GOAL ->
Which lines fall between the line holding "Write the React, TypeScript" and the line holding "import React from", inclusive? Retype them exactly, without the pictures, and add nothing else.

DATA SHOWN ->
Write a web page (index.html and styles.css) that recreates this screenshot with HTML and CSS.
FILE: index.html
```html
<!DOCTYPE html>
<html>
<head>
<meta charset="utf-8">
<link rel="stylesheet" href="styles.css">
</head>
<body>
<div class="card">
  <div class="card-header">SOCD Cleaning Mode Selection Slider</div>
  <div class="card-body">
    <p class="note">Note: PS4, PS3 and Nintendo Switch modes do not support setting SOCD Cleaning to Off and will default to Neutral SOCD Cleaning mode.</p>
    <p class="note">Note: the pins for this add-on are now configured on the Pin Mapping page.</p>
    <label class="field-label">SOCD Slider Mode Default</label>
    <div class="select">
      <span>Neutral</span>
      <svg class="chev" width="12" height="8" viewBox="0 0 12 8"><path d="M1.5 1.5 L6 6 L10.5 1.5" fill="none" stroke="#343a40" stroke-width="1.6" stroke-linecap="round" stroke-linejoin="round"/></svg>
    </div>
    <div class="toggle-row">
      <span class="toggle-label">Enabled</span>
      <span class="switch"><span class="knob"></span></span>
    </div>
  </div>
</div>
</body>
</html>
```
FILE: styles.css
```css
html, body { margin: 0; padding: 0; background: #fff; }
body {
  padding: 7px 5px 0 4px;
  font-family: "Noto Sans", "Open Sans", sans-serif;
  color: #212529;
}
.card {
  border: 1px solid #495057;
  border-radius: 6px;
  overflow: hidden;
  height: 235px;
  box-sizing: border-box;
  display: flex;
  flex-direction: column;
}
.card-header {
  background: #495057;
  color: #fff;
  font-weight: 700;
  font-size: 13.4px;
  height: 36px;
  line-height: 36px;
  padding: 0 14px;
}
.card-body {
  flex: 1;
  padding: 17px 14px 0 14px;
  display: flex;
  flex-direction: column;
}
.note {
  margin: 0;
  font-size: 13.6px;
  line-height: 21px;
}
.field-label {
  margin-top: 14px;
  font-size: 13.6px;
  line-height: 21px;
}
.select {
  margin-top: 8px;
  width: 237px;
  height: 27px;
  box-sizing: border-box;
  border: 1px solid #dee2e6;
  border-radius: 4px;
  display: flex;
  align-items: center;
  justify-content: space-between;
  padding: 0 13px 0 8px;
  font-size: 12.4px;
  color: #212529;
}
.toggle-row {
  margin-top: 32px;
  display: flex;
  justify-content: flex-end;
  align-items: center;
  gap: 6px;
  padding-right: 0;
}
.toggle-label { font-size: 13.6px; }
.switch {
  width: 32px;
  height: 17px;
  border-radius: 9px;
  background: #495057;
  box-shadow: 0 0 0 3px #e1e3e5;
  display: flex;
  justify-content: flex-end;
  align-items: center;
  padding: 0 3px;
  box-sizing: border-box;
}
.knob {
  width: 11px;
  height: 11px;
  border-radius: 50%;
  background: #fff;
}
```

---

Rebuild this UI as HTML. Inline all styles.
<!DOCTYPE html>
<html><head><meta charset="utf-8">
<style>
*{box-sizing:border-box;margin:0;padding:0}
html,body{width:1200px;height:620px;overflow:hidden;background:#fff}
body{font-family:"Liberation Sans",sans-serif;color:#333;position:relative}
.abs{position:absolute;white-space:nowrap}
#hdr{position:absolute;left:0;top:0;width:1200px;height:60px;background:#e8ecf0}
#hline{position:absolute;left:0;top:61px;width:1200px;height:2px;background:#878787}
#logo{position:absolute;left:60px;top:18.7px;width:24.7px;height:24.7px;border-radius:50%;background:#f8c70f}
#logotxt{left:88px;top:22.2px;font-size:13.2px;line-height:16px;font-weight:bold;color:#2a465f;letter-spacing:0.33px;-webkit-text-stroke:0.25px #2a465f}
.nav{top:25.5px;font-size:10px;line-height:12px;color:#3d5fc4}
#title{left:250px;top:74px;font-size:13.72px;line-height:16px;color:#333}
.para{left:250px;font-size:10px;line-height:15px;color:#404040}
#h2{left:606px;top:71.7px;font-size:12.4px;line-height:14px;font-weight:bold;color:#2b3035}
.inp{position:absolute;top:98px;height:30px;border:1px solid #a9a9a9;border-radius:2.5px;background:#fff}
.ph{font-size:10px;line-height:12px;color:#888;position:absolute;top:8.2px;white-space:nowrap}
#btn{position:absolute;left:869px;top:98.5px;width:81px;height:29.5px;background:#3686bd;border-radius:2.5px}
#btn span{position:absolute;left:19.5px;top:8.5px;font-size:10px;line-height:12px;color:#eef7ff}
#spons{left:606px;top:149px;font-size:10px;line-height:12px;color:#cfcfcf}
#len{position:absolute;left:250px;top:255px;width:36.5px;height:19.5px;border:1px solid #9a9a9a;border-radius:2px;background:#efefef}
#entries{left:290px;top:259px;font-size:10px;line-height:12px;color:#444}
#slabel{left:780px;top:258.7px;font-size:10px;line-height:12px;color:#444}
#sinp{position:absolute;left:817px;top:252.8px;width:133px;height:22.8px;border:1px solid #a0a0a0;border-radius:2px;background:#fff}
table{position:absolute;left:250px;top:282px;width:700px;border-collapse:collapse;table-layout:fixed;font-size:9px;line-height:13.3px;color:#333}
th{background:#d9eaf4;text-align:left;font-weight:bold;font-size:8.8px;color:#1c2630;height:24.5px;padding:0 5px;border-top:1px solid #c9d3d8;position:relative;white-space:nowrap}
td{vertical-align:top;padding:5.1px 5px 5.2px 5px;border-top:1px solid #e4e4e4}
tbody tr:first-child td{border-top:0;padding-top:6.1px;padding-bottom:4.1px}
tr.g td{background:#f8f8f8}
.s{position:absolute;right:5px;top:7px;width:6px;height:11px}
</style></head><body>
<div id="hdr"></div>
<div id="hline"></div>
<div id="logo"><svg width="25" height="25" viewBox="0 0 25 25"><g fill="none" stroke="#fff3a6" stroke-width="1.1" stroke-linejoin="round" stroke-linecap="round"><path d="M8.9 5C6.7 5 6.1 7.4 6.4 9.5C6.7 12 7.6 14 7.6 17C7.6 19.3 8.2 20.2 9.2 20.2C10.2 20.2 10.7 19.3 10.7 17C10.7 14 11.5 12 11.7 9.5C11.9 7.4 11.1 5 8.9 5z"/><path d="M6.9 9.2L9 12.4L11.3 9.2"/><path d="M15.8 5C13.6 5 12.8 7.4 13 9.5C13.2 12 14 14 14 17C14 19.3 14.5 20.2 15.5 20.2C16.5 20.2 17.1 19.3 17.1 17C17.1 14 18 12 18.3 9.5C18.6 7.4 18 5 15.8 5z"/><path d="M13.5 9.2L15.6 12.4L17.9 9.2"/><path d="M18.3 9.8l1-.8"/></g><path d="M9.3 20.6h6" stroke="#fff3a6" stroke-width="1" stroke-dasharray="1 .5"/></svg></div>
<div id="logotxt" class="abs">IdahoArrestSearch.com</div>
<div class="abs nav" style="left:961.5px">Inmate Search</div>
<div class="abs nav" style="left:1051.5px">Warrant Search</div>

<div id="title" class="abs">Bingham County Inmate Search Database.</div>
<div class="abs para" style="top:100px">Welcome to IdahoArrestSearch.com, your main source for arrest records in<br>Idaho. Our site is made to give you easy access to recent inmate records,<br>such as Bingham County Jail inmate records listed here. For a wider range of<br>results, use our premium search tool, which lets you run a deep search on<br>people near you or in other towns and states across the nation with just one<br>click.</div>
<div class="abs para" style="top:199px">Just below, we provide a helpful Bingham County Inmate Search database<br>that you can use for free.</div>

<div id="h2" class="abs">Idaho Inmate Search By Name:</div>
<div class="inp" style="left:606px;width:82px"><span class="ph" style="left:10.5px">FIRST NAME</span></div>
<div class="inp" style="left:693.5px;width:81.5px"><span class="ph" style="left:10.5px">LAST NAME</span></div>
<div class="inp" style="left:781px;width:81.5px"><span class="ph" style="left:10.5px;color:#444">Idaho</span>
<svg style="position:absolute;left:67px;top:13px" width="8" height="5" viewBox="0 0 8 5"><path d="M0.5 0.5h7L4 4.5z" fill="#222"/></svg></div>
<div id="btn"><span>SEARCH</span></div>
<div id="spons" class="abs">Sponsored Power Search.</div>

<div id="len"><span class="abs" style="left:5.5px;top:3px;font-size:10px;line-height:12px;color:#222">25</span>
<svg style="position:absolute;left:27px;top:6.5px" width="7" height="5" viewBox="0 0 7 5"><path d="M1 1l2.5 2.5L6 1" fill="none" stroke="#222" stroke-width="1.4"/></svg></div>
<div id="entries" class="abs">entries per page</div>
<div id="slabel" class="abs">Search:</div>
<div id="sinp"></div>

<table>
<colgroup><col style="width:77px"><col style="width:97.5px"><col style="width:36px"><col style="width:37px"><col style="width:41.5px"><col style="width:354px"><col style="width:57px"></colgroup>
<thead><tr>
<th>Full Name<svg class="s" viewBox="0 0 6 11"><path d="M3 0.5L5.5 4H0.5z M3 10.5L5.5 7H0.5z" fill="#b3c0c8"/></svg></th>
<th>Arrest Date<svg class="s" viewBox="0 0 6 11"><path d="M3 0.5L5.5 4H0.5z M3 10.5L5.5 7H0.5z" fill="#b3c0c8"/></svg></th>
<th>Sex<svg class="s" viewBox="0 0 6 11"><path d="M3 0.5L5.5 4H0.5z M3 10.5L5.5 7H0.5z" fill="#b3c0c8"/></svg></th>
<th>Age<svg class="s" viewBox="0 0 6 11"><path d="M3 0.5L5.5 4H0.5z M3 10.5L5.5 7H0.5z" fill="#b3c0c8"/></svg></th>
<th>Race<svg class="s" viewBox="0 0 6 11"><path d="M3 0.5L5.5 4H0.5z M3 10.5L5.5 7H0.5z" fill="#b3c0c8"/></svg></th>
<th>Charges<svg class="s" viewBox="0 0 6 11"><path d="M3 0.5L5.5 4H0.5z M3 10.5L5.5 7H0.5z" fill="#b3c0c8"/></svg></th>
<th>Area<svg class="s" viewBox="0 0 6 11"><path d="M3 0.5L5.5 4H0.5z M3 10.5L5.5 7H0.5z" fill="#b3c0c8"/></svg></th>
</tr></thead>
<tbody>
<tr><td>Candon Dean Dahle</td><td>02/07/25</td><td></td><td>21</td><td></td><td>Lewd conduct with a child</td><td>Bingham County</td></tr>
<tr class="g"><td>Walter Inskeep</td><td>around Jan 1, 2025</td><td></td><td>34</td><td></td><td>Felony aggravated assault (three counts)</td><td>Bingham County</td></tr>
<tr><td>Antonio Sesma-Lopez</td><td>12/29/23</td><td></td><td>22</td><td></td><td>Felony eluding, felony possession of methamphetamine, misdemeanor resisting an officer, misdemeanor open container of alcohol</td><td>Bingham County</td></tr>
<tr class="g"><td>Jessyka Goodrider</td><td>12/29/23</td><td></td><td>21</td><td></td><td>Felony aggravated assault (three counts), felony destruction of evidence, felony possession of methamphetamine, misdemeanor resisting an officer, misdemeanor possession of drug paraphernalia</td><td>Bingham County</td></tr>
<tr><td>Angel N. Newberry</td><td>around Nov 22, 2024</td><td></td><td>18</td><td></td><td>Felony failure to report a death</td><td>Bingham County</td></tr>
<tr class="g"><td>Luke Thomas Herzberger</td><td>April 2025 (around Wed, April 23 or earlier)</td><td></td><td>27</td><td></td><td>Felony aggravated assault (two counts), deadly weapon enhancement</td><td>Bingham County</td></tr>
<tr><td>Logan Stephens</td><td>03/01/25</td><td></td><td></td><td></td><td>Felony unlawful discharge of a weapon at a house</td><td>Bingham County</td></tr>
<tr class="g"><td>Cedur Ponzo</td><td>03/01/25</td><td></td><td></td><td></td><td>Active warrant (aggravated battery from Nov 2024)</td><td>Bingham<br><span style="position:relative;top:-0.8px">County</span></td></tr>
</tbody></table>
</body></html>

...

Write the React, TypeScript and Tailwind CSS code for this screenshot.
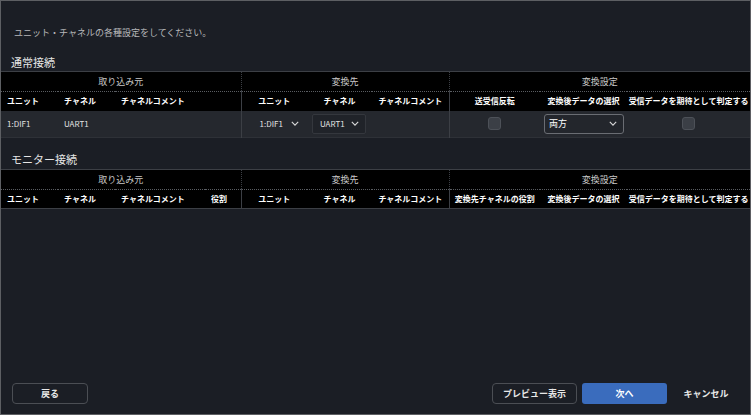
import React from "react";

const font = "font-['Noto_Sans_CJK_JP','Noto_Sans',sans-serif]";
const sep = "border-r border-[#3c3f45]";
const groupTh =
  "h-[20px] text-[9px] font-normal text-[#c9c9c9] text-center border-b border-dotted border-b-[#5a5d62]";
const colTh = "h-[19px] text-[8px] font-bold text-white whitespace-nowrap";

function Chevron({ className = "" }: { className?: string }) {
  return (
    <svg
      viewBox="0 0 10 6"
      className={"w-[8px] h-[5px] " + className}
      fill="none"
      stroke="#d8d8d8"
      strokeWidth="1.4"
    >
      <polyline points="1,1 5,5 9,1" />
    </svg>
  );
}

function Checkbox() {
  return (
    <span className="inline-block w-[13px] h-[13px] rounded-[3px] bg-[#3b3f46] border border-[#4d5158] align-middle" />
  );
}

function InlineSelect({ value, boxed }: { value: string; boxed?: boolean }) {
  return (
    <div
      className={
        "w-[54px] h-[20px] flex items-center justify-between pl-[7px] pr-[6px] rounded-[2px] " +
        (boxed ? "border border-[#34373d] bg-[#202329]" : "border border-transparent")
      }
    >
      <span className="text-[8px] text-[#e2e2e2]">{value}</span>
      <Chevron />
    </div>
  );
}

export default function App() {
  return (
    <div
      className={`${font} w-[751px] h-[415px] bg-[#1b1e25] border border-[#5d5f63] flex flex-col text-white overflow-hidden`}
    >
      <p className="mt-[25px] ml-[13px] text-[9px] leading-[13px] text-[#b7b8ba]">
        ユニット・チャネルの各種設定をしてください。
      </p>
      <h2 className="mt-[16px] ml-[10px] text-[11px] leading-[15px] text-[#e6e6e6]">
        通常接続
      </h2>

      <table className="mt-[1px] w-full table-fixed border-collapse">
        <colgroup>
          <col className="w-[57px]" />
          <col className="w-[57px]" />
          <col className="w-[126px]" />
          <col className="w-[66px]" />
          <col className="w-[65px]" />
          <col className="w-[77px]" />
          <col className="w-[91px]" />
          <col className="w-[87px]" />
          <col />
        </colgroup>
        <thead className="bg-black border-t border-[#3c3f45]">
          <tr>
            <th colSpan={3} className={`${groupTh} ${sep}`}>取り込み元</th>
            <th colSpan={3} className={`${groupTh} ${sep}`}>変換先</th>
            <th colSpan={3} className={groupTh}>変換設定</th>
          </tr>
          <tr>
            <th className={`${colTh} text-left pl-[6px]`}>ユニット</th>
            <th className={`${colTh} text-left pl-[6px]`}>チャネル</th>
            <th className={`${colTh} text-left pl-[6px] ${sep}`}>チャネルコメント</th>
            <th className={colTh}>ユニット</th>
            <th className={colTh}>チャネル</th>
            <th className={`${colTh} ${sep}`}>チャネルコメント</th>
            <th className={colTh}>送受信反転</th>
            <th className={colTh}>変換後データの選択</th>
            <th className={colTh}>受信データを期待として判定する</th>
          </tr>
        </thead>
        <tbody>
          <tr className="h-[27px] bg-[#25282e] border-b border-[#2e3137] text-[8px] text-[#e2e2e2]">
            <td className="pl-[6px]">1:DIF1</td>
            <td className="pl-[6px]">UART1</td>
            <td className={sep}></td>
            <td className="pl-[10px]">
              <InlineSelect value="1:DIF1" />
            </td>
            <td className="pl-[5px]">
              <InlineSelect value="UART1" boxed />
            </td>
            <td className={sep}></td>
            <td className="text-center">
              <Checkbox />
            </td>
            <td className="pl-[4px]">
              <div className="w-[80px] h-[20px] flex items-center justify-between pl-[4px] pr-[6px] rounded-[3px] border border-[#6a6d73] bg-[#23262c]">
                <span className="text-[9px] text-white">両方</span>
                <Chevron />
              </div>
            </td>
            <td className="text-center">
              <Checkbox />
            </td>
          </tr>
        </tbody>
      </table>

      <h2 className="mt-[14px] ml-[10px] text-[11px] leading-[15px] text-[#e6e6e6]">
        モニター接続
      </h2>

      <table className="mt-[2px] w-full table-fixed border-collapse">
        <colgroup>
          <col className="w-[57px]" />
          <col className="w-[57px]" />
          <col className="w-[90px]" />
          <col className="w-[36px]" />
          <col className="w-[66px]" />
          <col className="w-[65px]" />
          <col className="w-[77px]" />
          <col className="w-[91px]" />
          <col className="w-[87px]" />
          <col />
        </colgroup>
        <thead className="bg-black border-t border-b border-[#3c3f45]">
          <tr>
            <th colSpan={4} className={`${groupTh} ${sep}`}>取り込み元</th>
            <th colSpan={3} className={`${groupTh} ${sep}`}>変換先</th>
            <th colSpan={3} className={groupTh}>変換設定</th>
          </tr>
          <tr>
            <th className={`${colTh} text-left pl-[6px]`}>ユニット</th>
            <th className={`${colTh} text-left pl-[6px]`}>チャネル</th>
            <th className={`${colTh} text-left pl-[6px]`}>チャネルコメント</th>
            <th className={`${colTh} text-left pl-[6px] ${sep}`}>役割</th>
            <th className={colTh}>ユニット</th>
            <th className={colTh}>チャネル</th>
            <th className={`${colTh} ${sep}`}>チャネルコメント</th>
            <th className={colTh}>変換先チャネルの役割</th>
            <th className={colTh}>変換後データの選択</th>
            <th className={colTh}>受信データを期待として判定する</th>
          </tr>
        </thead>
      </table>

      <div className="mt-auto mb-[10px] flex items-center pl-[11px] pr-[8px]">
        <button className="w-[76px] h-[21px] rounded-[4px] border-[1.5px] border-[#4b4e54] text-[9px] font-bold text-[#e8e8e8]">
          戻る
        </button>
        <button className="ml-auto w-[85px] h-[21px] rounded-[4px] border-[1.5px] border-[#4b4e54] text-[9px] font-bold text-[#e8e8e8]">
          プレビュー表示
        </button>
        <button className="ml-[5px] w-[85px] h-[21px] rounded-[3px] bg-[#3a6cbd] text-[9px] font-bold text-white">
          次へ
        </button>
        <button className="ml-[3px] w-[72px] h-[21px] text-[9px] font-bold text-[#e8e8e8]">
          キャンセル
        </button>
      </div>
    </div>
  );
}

COMPLETED EXERCISE ->
Write the React, TypeScript and Tailwind CSS code for this screenshot.
import React from "react";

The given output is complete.